Friday, April 8, 2022

Recovering From Burnout

A Walk in the Park, 10x10" mixed media on wood cradle panel. 

For the past few months, I have stepped back from many of my usual activities. I'm hardly online these days, I'm not doing any shows this year, I'm not painting nearly as much or as often, and I'm certainly not doing as much work to drive traffic to my website. 

It's been a few months now... I think I started to feel this crushing overwhelm around November or December last year, and just chalked it up to my usual Winter Blues. This time it was different though. I'd spend my visits with my mom obsessively cleaning her apartment instead of visiting (it needed it, so I wasn't wasting time, but maybe avoiding the reality that she wasn't managing well). I'd not answer my phone when my friends called. I was spending my work days with my headphones on so I wouldn't have to talk to people (ok, I'm still doing that, but in my defence, there are a few people in my space who spout utter nonsense that I just don't want to hear). I decided to cut myself from slack and just let myself be a slug for a few months. It's been a stressful few years, and the last thing I wanted was for my body to give out on me because I was pushing too hard. 

My day job is in what's called a "deadline driven" environment. Basically, when I get handed a job, some invisible timer starts ticking... the amount of time I have varies depending on the client and the contract, and doesn't change no matter how many changes the client makes. For instance, last week I spent the better part of a day adding labels to a large number of product images only to be told to remove them all the next day. And the following day I added revised labels. The deadline didn't change. I changed jobs a few years ago because I had gotten to the point of having panic attacks when I had to deal with particular people. Realizing that wasn't a sustainable state, I left a job I'd been at for close to 20 years to something related but considerably less stressful. And the covid hit. FML.

I'm in the office a few days a week, because some tasks require me to use these large photographic printers. Since I was there anyway, I got loaded up with tasks that were usually done by other people so that they could work from home. Add in a few people (also coming in to the office) who believe every bit of right-wing propaganda going around and feel it is their responsibility to convince me its truth, a couple sales people who believe my time is best spent running around the building hunting for something their client may or may not have sent, and a couple coworkers who believe the best way to make what they want a priority is to call me on Teams and harass me until I do it, and you've got my current circumstance. Hardly the low-key, no stress job I though I was getting. 
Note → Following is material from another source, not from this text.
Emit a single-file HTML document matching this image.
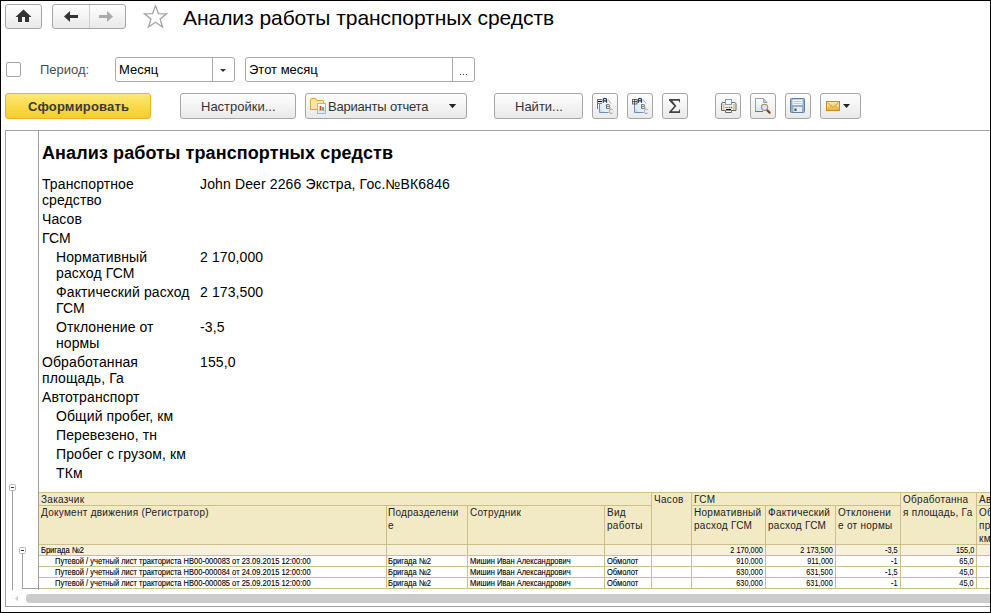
<!DOCTYPE html>
<html><head><meta charset="utf-8">
<style>
*{margin:0;padding:0;box-sizing:border-box}
html,body{width:991px;height:613px;overflow:hidden;background:#fff}
body{position:relative;font-family:"Liberation Sans",sans-serif;color:#000}
.a{position:absolute}
.win{left:0;top:0;width:991px;height:613px;border:1px solid #000}
.btn{position:absolute;border:1px solid #a6a6a6;border-radius:3px;background:linear-gradient(#fefefe,#e9e9e9);}
.t13{font-size:13px;line-height:15px;white-space:nowrap}
.inp{position:absolute;border:1px solid #a9a9a9;border-radius:3px;background:#fff}
.rep{font-size:14px;line-height:16px;letter-spacing:0.1px;white-space:nowrap;color:#000}
.hd{font-size:10px;line-height:13px;letter-spacing:0.28px;white-space:nowrap;color:#222}
.dt{font-size:8.5px;line-height:11px;white-space:nowrap;color:#000;transform:scaleX(0.885);transform-origin:0 0;-webkit-text-stroke:0.12px #000}
.dr{transform-origin:100% 0;transform:scaleX(0.86);-webkit-text-stroke:0.06px #000}
</style></head><body>

<!-- home -->
<div class="btn" style="left:5px;top:4px;width:37px;height:25px"></div>
<!-- nav -->
<div class="btn" style="left:52px;top:4px;width:74px;height:25px"></div>
<div class="a" style="left:89px;top:5px;width:1px;height:23px;background:#cfcfcf"></div>

<!-- title -->
<div class="a" style="left:183px;top:6px;font-size:21px;line-height:24px;letter-spacing:-0.05px;white-space:nowrap">Анализ работы транспортных средств</div>

<!-- period row -->
<div class="a" style="left:6px;top:62px;width:15px;height:15px;border:1px solid #a6a6a6;border-radius:2px;background:#fff"></div>
<div class="a t13" style="left:40px;top:62px;color:#4d4d4d">Период:</div>
<div class="inp" style="left:115px;top:57px;width:120px;height:25px"></div>
<div class="a" style="left:212px;top:58px;width:1px;height:23px;background:#a9a9a9"></div>
<div class="a t13" style="left:119px;top:62px">Месяц</div>
<div class="inp" style="left:245px;top:57px;width:230px;height:25px"></div>
<div class="a" style="left:452px;top:58px;width:1px;height:23px;background:#a9a9a9"></div>
<div class="a t13" style="left:249px;top:62px">Этот месяц</div>

<!-- buttons row -->
<div class="btn" style="left:5px;top:93px;width:146px;height:26px;border-color:#ecb51f;background:linear-gradient(#fde976,#f7cc26)"></div>
<div class="a t13" style="left:28px;top:99px;font-weight:bold;color:#3a3a3a;letter-spacing:0.18px">Сформировать</div>
<div class="btn" style="left:180px;top:93px;width:116px;height:26px"></div>
<div class="a t13" style="left:201px;top:99px;color:#333">Настройки...</div>
<div class="btn" style="left:305px;top:93px;width:162px;height:26px"></div>
<div class="a t13" style="left:328px;top:99px;color:#333;letter-spacing:-0.2px">Варианты отчета</div>
<div class="btn" style="left:494px;top:93px;width:89px;height:26px"></div>
<div class="a t13" style="left:515px;top:99px;color:#333">Найти...</div>
<div class="btn" style="left:592px;top:93px;width:26px;height:26px"></div>
<div class="btn" style="left:627px;top:93px;width:26px;height:26px"></div>
<div class="btn" style="left:662px;top:93px;width:26px;height:26px"></div>
<div class="btn" style="left:715px;top:93px;width:26px;height:26px"></div>
<div class="btn" style="left:750px;top:93px;width:26px;height:26px"></div>
<div class="btn" style="left:785px;top:93px;width:26px;height:26px"></div>
<div class="btn" style="left:820px;top:93px;width:41px;height:26px"></div>


<!-- home icon -->
<svg class="a" style="left:0;top:0" width="991" height="130" viewBox="0 0 991 130">
 <path d="M15.5 17 L23.5 9.5 L31.5 17 Z" fill="#333"/>
 <rect x="18" y="16.5" width="4" height="5.5" fill="#333"/>
 <rect x="25" y="16.5" width="4" height="5.5" fill="#333"/>
 <!-- back arrow -->
 <path d="M64 16.5 L70 11 L70 22 Z" fill="#333"/>
 <rect x="69" y="15" width="9" height="3" fill="#333"/>
 <!-- fwd arrow -->
 <path d="M113 16.5 L107 11 L107 22 Z" fill="#aaa"/>
 <rect x="99" y="15" width="9" height="3" fill="#aaa"/>
 <!-- star -->
 <path d="M155.5 5.8 L158.4 13.6 L166.6 13.8 L160.1 19.0 L162.5 27.0 L155.5 22.3 L148.5 27.0 L150.9 19.0 L144.4 13.8 L152.6 13.6 Z" fill="none" stroke="#a3a3a3" stroke-width="1.3" stroke-linejoin="miter"/>
 <!-- input dropdown arrow -->
 <path d="M220 69 L226 69 L223 72 Z" fill="#333"/>
 <!-- ellipsis -->
 <rect x="460" y="74" width="1" height="1" fill="#444"/><rect x="463" y="74" width="1" height="1" fill="#444"/><rect x="466" y="74" width="1" height="1" fill="#444"/>
 <!-- variants folder icon -->
 <path d="M310.5 109.5 L310.5 99.5 Q310.5 98.5 311.5 98.5 L315.5 98.5 L316.8 100.5 L322.5 100.5 Q323.5 100.5 323.5 101.5 L323.5 109.5 Z" fill="#f7e7a4" stroke="#d4a634" stroke-width="1"/>
 <rect x="317.5" y="103.5" width="8" height="10" fill="url(#pg)" stroke="#a5b8cc" stroke-width="1"/>
 <rect x="319.7" y="106" width="1.6" height="4.2" fill="#e53b2b"/><rect x="319" y="110.2" width="6" height="0.7" fill="#a8a8a8"/>
 <rect x="322.2" y="107" width="1.6" height="3.2" fill="#3aa63a"/>
 <!-- variants dropdown arrow -->
 <path d="M448.8 104 L456.2 104 L452.5 108.2 Z" fill="#222"/>
 <!-- mail dropdown arrow -->
 <path d="M843 104 L850 104 L846.5 108 Z" fill="#222"/>
 <!-- sigma -->
 <path d="M669 99 L680 99 L680 103 L678.6 100.8 L672.3 100.8 L676.4 106 L671.8 111.2 L678.6 111.2 L680 108.8 L680 113 L669 113 L669 111.9 L674.3 106 L669 100.4 Z" fill="#444"/>
 <!-- collapse icon 1 -->
<g transform="translate(0,0)"><path d="M599.5 103.5 L599.5 112.5 L608.5 112.5" fill="none" stroke="#6d8fb5" stroke-width="1"/><path d="M600 104 L606 104 L609 108 L608 112 L600 112 Z" fill="#e3eef9"/><path d="M600 108 L604 112 L600 112 Z" fill="#c9dcf1"/><line x1="597" y1="99.5" x2="602" y2="99.5" stroke="#777" stroke-width="1"/><line x1="597" y1="101.5" x2="602" y2="101.5" stroke="#111" stroke-width="1.2"/><line x1="597" y1="103.5" x2="602" y2="103.5" stroke="#888" stroke-width="1"/><line x1="597.5" y1="99" x2="597.5" y2="109" stroke="#777" stroke-width="1"/><path d="M603.3 102.8 L603.3 99.6 Q603.3 98.3 604.9 98.3 Q606.5 98.3 606.5 99.6 L606.5 102.8 M603.3 100.9 L606.5 100.9" fill="none" stroke="#1b3f66" stroke-width="1.3"/><path d="M608 99.5 L611 103.5" stroke="#8fb3d9" stroke-width="1"/><path d="M606.5 104.5 L606.5 108.5 L609 108.5 Q610 108.5 610 107.4 Q610 106.4 608.8 106.4 L606.5 106.4 M606.5 104.5 L608.6 104.5 Q609.6 104.5 609.6 105.4 Q609.6 106.4 608.6 106.4" fill="none" stroke="#666" stroke-width="0.9"/><path d="M612.8 109.8 Q612 109 611 109 Q609.4 109 609.4 111.3 Q609.4 113.6 611 113.6 Q612 113.6 612.8 112.8" fill="none" stroke="#999" stroke-width="0.9"/></g>
<g transform="translate(35,0)"><path d="M599.5 103.5 L599.5 112.5 L608.5 112.5" fill="none" stroke="#6d8fb5" stroke-width="1"/><path d="M600 104 L606 104 L609 108 L608 112 L600 112 Z" fill="#e3eef9"/><path d="M600 108 L604 112 L600 112 Z" fill="#c9dcf1"/><rect x="597.5" y="99.5" width="4.5" height="4.5" fill="#fff" stroke="#555" stroke-width="0.8"/><line x1="597.2" y1="101.7" x2="602.3" y2="101.7" stroke="#222" stroke-width="0.8"/><line x1="599.7" y1="99.2" x2="599.7" y2="104.3" stroke="#222" stroke-width="0.8"/><path d="M603.3 102.8 L603.3 99.6 Q603.3 98.3 604.9 98.3 Q606.5 98.3 606.5 99.6 L606.5 102.8 M603.3 100.9 L606.5 100.9" fill="none" stroke="#1b3f66" stroke-width="1.3"/><path d="M608 99.5 L611 103.5" stroke="#8fb3d9" stroke-width="1"/><path d="M606.5 104.5 L606.5 108.5 L609 108.5 Q610 108.5 610 107.4 Q610 106.4 608.8 106.4 L606.5 106.4 M606.5 104.5 L608.6 104.5 Q609.6 104.5 609.6 105.4 Q609.6 106.4 608.6 106.4" fill="none" stroke="#666" stroke-width="0.9"/><path d="M612.8 109.8 Q612 109 611 109 Q609.4 109 609.4 111.3 Q609.4 113.6 611 113.6 Q612 113.6 612.8 112.8" fill="none" stroke="#999" stroke-width="0.9"/></g>
 <!-- printer -->
 <g>
  <path d="M721.5 110.5 L721.5 104 Q721.5 102.5 723 102.5 L734.5 102.5 Q736 102.5 736 104 L736 110.5 Z" fill="#f4f1ec" stroke="#6a6a6a" stroke-width="1"/>
  <rect x="722.5" y="104" width="2" height="6" fill="#d9c7ad"/>
  <rect x="733" y="104" width="2" height="6" fill="#d8c9a8"/>
  <rect x="725.5" y="99.5" width="6" height="5" fill="#fbfcfe" stroke="#7f9cc0" stroke-width="1"/>
  <rect x="725" y="107" width="3" height="1" fill="#9a9a60"/>
  <rect x="728.8" y="106.8" width="1.4" height="1.4" fill="#e52e2e"/>
  <rect x="730.9" y="106.8" width="1.4" height="1.4" fill="#2e9a2e"/>
  <rect x="726" y="109" width="5" height="1.8" fill="#111"/>
  <path d="M725.5 110.5 L725.5 112.5 L731.5 112.5 L731.5 110.5" fill="#fff" stroke="#6a6a6a" stroke-width="1"/>
 </g>
 <!-- preview -->
 <defs><linearGradient id="pg" x1="0" y1="0" x2="0" y2="1"><stop offset="0" stop-color="#ffffff"/><stop offset="1" stop-color="#d6e4f2"/></linearGradient></defs>
 <g>
  <path d="M755.5 98.5 L763.5 98.5 L767 102 L767 111.5 L755.5 111.5 Z" fill="url(#pg)"/>
  <path d="M755.5 111.5 L755.5 98.5 L763.5 98.5" fill="none" stroke="#8aa4c4" stroke-width="1"/>
  <path d="M755 111.5 L763 111.5" stroke="#5a78a0" stroke-width="1"/>
  <path d="M763.5 98.5 L763.5 102.5 L767.2 102.5 Z" fill="#b9d0ea" stroke="#6d8fb8" stroke-width="0.7"/>
  <line x1="766.5" y1="109.5" x2="769.6" y2="112.6" stroke="#7a4a1e" stroke-width="2.2" stroke-linecap="round"/>
  <circle cx="764.6" cy="107.3" r="3.1" fill="#d4e4fb" stroke="#b08a60" stroke-width="1.1"/>
 </g>
 <!-- save -->
 <g>
  <rect x="790.5" y="98.5" width="14" height="14" rx="1" fill="#92b1cf" stroke="#60809f" stroke-width="1"/>
  <rect x="792.5" y="99.5" width="10" height="5.5" fill="#f2f5f8"/>
  <rect x="793.5" y="101" width="8" height="0.8" fill="#a9c0d6"/>
  <rect x="793.5" y="103" width="8" height="0.8" fill="#a9c0d6"/>
  <rect x="793.5" y="107" width="8.5" height="5" fill="#e9ecef"/>
  <rect x="794.5" y="108.5" width="2" height="2.5" fill="#2f557d"/>
 </g>
 <!-- mail -->
 <defs><linearGradient id="mg" x1="0" y1="0" x2="0" y2="1"><stop offset="0" stop-color="#fbeea0"/><stop offset="1" stop-color="#eab545"/></linearGradient></defs>
 <g>
  <rect x="826.5" y="101.5" width="13" height="9" fill="url(#mg)" stroke="#cc8a1c" stroke-width="1"/>
  <path d="M827.5 102.5 L833 107.5 L838.5 102.5" fill="none" stroke="#c98e2a" stroke-width="0.8"/>
  <path d="M827.5 109.5 L831.5 106 M838.5 109.5 L834.5 106" fill="none" stroke="#d09a38" stroke-width="0.7"/>
 </g>
</svg>

<!-- report panel -->
<div class="a" style="left:5px;top:130px;width:990px;height:477px;border:1px solid #a0a0a0"></div>
<div class="a" style="left:38px;top:131px;width:1px;height:459px;background:#a0a0a0"></div>

<div class="a" style="left:42px;top:143px;font-size:18px;line-height:21px;font-weight:bold;letter-spacing:0.1px;white-space:nowrap">Анализ работы транспортных средств</div>

<!-- report rows -->
<div class="a rep" style="left:42px;top:176px">Транспортное<br>средство</div>
<div class="a rep" style="left:200px;top:176px;letter-spacing:0.13px">John Deer 2266 Экстра, Гос.№ВК6846</div>
<div class="a rep" style="left:42px;top:211px">Часов</div>
<div class="a rep" style="left:42px;top:230px">ГСМ</div>
<div class="a rep" style="left:56px;top:249px">Нормативный<br>расход ГСМ</div>
<div class="a rep" style="left:200px;top:249px">2 170,000</div>
<div class="a rep" style="left:56px;top:284px">Фактический расход<br>ГСМ</div>
<div class="a rep" style="left:200px;top:284px">2 173,500</div>
<div class="a rep" style="left:56px;top:319px">Отклонение от<br>нормы</div>
<div class="a rep" style="left:200px;top:319px">-3,5</div>
<div class="a rep" style="left:42px;top:354px">Обработанная<br>площадь, Га</div>
<div class="a rep" style="left:200px;top:354px">155,0</div>
<div class="a rep" style="left:42px;top:389px">Автотранспорт</div>
<div class="a rep" style="left:56px;top:408px">Общий пробег, км</div>
<div class="a rep" style="left:56px;top:427px">Перевезено, тн</div>
<div class="a rep" style="left:56px;top:446px">Пробег с грузом, км</div>
<div class="a rep" style="left:56px;top:465px">ТКм</div>
<!-- table -->
<div class="a" style="left:39px;top:492px;width:951px;height:53px;background:#f2e9c5"></div>
<div class="a" style="left:39px;top:545px;width:951px;height:10px;background:#f7f1dc"></div>
<div class="a" style="left:39px;top:492px;width:951px;height:1px;background:#cdbf8c"></div>
<div class="a" style="left:39px;top:505px;width:613px;height:1px;background:#cdbf8c"></div>
<div class="a" style="left:691px;top:505px;width:210px;height:1px;background:#cdbf8c"></div>
<div class="a" style="left:976px;top:505px;width:14px;height:1px;background:#cdbf8c"></div>
<div class="a" style="left:39px;top:544px;width:951px;height:1px;background:#cdbf8c"></div>
<div class="a" style="left:39px;top:555px;width:951px;height:1px;background:#cdbf8c"></div>
<div class="a" style="left:39px;top:566px;width:951px;height:1px;background:#cdbf8c"></div>
<div class="a" style="left:39px;top:577px;width:951px;height:1px;background:#cdbf8c"></div>
<div class="a" style="left:39px;top:588px;width:951px;height:1px;background:#cdbf8c"></div>
<div class="a" style="left:386px;top:505px;width:1px;height:84px;background:#cdbf8c"></div>
<div class="a" style="left:467px;top:505px;width:1px;height:84px;background:#cdbf8c"></div>
<div class="a" style="left:604px;top:505px;width:1px;height:84px;background:#cdbf8c"></div>
<div class="a" style="left:765px;top:505px;width:1px;height:84px;background:#cdbf8c"></div>
<div class="a" style="left:835px;top:505px;width:1px;height:84px;background:#cdbf8c"></div>
<div class="a" style="left:651px;top:492px;width:1px;height:97px;background:#cdbf8c"></div>
<div class="a" style="left:691px;top:492px;width:1px;height:97px;background:#cdbf8c"></div>
<div class="a" style="left:900px;top:492px;width:1px;height:97px;background:#cdbf8c"></div>
<div class="a" style="left:976px;top:492px;width:1px;height:97px;background:#cdbf8c"></div>
<div class="a hd" style="left:41px;top:493px">Заказчик</div>
<div class="a hd" style="left:654px;top:493px">Часов</div>
<div class="a hd" style="left:694px;top:493px">ГСМ</div>
<div class="a hd" style="left:903px;top:493px">Обработанна<br>я площадь, Га</div>
<div class="a hd" style="left:979px;top:493px">Ав</div>
<div class="a hd" style="left:41px;top:506px">Документ движения (Регистратор)</div>
<div class="a hd" style="left:388px;top:506px">Подразделени<br>е</div>
<div class="a hd" style="left:470px;top:506px">Сотрудник</div>
<div class="a hd" style="left:607px;top:506px">Вид<br>работы</div>
<div class="a hd" style="left:694px;top:506px">Нормативный<br>расход ГСМ</div>
<div class="a hd" style="left:768px;top:506px">Фактический<br>расход ГСМ</div>
<div class="a hd" style="left:838px;top:506px">Отклонени<br>е от нормы</div>
<div class="a hd" style="left:979px;top:506px">Об<br>пр<br>км</div>
<div class="a dt" style="left:41px;top:545px">Бригада №2</div>
<div class="a dt dr" style="right:228px;top:545px;text-align:right">2 170,000</div>
<div class="a dt dr" style="right:158px;top:545px;text-align:right">2 173,500</div>
<div class="a dt dr" style="right:93px;top:545px;text-align:right">-3,5</div>
<div class="a dt dr" style="right:17px;top:545px;text-align:right">155,0</div>
<div class="a dt" style="left:55px;top:556px">Путевой / учетный лист тракториста НВ00-000083 от 23.09.2015 12:00:00</div>
<div class="a dt" style="left:388px;top:556px">Бригада №2</div>
<div class="a dt" style="left:470px;top:556px">Мишин Иван Александрович</div>
<div class="a dt" style="left:607px;top:556px">Обмолот</div>
<div class="a dt dr" style="right:228px;top:556px;text-align:right">910,000</div>
<div class="a dt dr" style="right:158px;top:556px;text-align:right">911,000</div>
<div class="a dt dr" style="right:93px;top:556px;text-align:right">-1</div>
<div class="a dt dr" style="right:17px;top:556px;text-align:right">65,0</div>
<div class="a dt" style="left:55px;top:567px">Путевой / учетный лист тракториста НВ00-000084 от 24.09.2015 12:00:00</div>
<div class="a dt" style="left:388px;top:567px">Бригада №2</div>
<div class="a dt" style="left:470px;top:567px">Мишин Иван Александрович</div>
<div class="a dt" style="left:607px;top:567px">Обмолот</div>
<div class="a dt dr" style="right:228px;top:567px;text-align:right">630,000</div>
<div class="a dt dr" style="right:158px;top:567px;text-align:right">631,500</div>
<div class="a dt dr" style="right:93px;top:567px;text-align:right">-1,5</div>
<div class="a dt dr" style="right:17px;top:567px;text-align:right">45,0</div>
<div class="a dt" style="left:55px;top:578px">Путевой / учетный лист тракториста НВ00-000085 от 25.09.2015 12:00:00</div>
<div class="a dt" style="left:388px;top:578px">Бригада №2</div>
<div class="a dt" style="left:470px;top:578px">Мишин Иван Александрович</div>
<div class="a dt" style="left:607px;top:578px">Обмолот</div>
<div class="a dt dr" style="right:228px;top:578px;text-align:right">630,000</div>
<div class="a dt dr" style="right:158px;top:578px;text-align:right">631,000</div>
<div class="a dt dr" style="right:93px;top:578px;text-align:right">-1</div>
<div class="a dt dr" style="right:17px;top:578px;text-align:right">45,0</div>
<svg class="a" style="left:0;top:470px" width="60" height="130" viewBox="0 470 60 130">
 <rect x="9.5" y="484.5" width="6" height="6" rx="1" fill="#fff" stroke="#b4b4b4" stroke-width="1"/>
 <rect x="11" y="487" width="3" height="1" fill="#333"/>
 <rect x="12" y="491" width="1" height="99" fill="#a0a0a0"/>
 <rect x="19.5" y="547.5" width="6" height="6" rx="1" fill="#fff" stroke="#b4b4b4" stroke-width="1"/>
 <rect x="21" y="550" width="3" height="1" fill="#333"/>
 <rect x="22" y="554" width="1" height="35" fill="#a0a0a0"/>
 <rect x="22" y="588" width="16" height="1" fill="#a0a0a0"/>
</svg>
<svg class="a" style="left:0;top:590px" width="991" height="20" viewBox="0 590 991 20">
 <path d="M15 598.5 L18 595.5 L18 601.5 Z" fill="#d0d0d0"/>
 <rect x="26" y="594" width="975" height="9" rx="3.5" fill="#cbcbcb"/>
</svg>
<div class="a win"></div>
</body></html>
Add in the general stress of a parent with declining mobility, a child trying to launch a career in the worst economy since the depression, on top of a GOLBAL PANDEMIC, and that sense of crushing overwhelm became my life. 

So... I've spent the last few months watching way too much TV and trying to reframe my circumstances. There's not much I can do about my job, but the volume of work has slowed down enough that I can take breaks and maybe not work quite as hard as I have been. I have a co-worker who has been loaded up with the work of another who has moved on, so I've decided that I will no longer be trying to do the work of two people so that she can focus on her 2nd job. If she moves into that position they can hire someone to replace her, if she doesn't she can decide for herself how to handle the expectations. My tin-foil hat wearing co-worker can talk about whatever he likes, but I've made it pretty clear what I think of his opinions. One 15 minute conversation (some would call screaming match, but whatever), and the onslaught of emailed links from fox news "stories" to Tfucker Carlson videos have stopped. We're civil now, but controversial topics of conversation are now off the table. 

I've also gotten back into my studio. I've decided low pressure is best for right now, so I'm slowing working through a series of 10 small collage pieces, and finishing up a sketchbook project I started last fall. This work helps, because when I'm trying to solve a visual problem, I am so focused on what I'm doing that time just slips away. It's frustrating that its taken me a month to complete one small painting, but I'm trying to focus on the process and how it makes me feel, rather than the finished result.

And I've even started being more social. I spent an evening last week with a small group of artist friends... actually in person, talking about art/life/covid and how we're coping. I discovered I missed that sense of community. I will be going back online, though perhaps a bit less often than I was. I won't be doing the mindless doom-scrolling and getting into comment wars with my extended family, but focusing on art, friends and mental health. I'm sure I'll be making good use of the "mute" function. 

I'm feeling better, and I don't want to get dragged back into the mud.